By Dr. Thomas Jansen and Mari Martin
On July 12, 2016 the European Commission (EC) voted to adopt the final version of the EU-U.S. Privacy Shield.The Privacy Shield agreement replaces the previous agreement, Safe Harbor, which was struck down in October 2015 following revelations regarding U.S. mass surveillance.
According to EC Commissioner Jourova, the Privacy Shield, “is fundamentally different from the old ‘Safe Harbor’: It imposes clear and strong obligations on companies handling the data and makes sure that these rules are followed and enforced in practice. For the first time, the U.S. has given the EU written assurance that the access of public authorities for law enforcement and national security will be subject to clear limitations, safeguards and oversight mechanisms and has ruled out indiscriminate mass surveillance of European citizens’ data.”
Implementation of the Privacy Shield is critical to the flow of over $250 billion in international trade between the U.S. and EU. After Safe Harbor was struck down, organizations were forced to undertake more complex, time consuming and costly data transfer arrangements.
Thus, industry groups have largely embraced the Member States’ decision to adopt the Privacy Shield. The Digital Europe group, which represents tech firms such as Google and Apple, welcomed the decision. “Our members are ready to implement the new framework and meet the compliance challenge that the strengthened provisions demand from companies,” said John Higgins, Digital Europe’s director general. TechUK, which represents 900 firms in the UK, applauded the Privacy Shield as “restoring a stable legal footing” to transatlantic data flows.

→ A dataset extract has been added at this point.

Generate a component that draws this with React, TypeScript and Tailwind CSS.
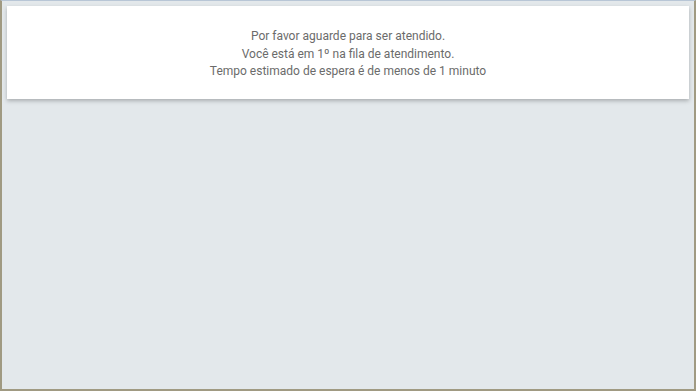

However, many expect an upcoming legal challenge to the Privacy Shield, based on the continued mass surveillance by the United States. As noted by Commissioner Jourova, the Privacy Shield is underpinned by written assurances from the U.S. will not conduct indiscriminate mass surveillance of European citizens’ data. European Data Protection Authorities (DPAs) may find these assurances insufficient. For example, European Parliament Member Jan Philipp Albrecht called it “highly dangerous” to rely on the vague promises made by the U.S. government. In its April 2016 Opinion, the Article 29 Working Party, a group of independent DPAs, strongly recommended strengthening the framework, citing concerns with loopholes through which the U.S. could continue bulk data collection. Kirsten Fiedler, managing director of European Digital Rights (EDRi), has called the Privacy Shield agreement ‘deeply flawed’.
Some in Europe are of the opinion that the Privacy Shield has not gone far enough in addressing the concerns expressed by the ECJ in its decision striking down Safe Harbor. According to Hamburg data protection officer Johannes Caspar, the Privacy Shield is not sufficient to produce an adequate level of data protection, especially as there are no legal guarantees against mass surveillance by U.S. authorities, only assurances. Likewise, Chairman of the Article 29 Working Party and French Data Protection Authority, the CNIL, Isabelle Falque-Pierrotin said she particularly regretted the absence of several principles such as the prohibition of automated decisions and lamented the fact that “US authorities have not provided sufficiently precise information to rule out a massive and indiscriminate surveillance of European citizens’ data.”
The EC presented a draft decision on the EU-U.S. Privacy Shield on February 29, 2016. In accordance with the Data Protection Directive (95/46/EC ), the Article 29 Working Party, a group of independent data protection authorities, issued an opinion on April 13, 2016. The European Parliament adopted a resolution in favor of the Privacy Shield on May 16, 2016. On July 8, 2016 EU member states voted to adopt the final version of the EU-U.S. Privacy Shield, paving the way for the adoption of the decision by the EC.
As of now, the Privacy Shield is a valid legal basis for data transfer between the U.S. and EU. However, as explained above, the Privacy Shield may be valid only temporarily. A legal challenge appears imminent.
Importantly, the Privacy Shield, in addition to the strong possibility that its validity will soon be in question, only addresses data transfer between the U.S. and EU. The Privacy Shield is inapplicable to the data transfer involving jurisdictions other than the U.S. and EU Member States.
Thus, we continue to recommend data transfer agreements based on EU Standard Model Clauses as the best choice for data transfer outside of the EU/EEA and countries approved by the EC as providing an adequate level of data protection. In particular, any organization considering implementing Model Clause agreements for international data transfers outside the U.S. and EU Member States would be wise to include transfers involving the U.S. in the Model Clause agreement rather than relying on the Privacy Shield.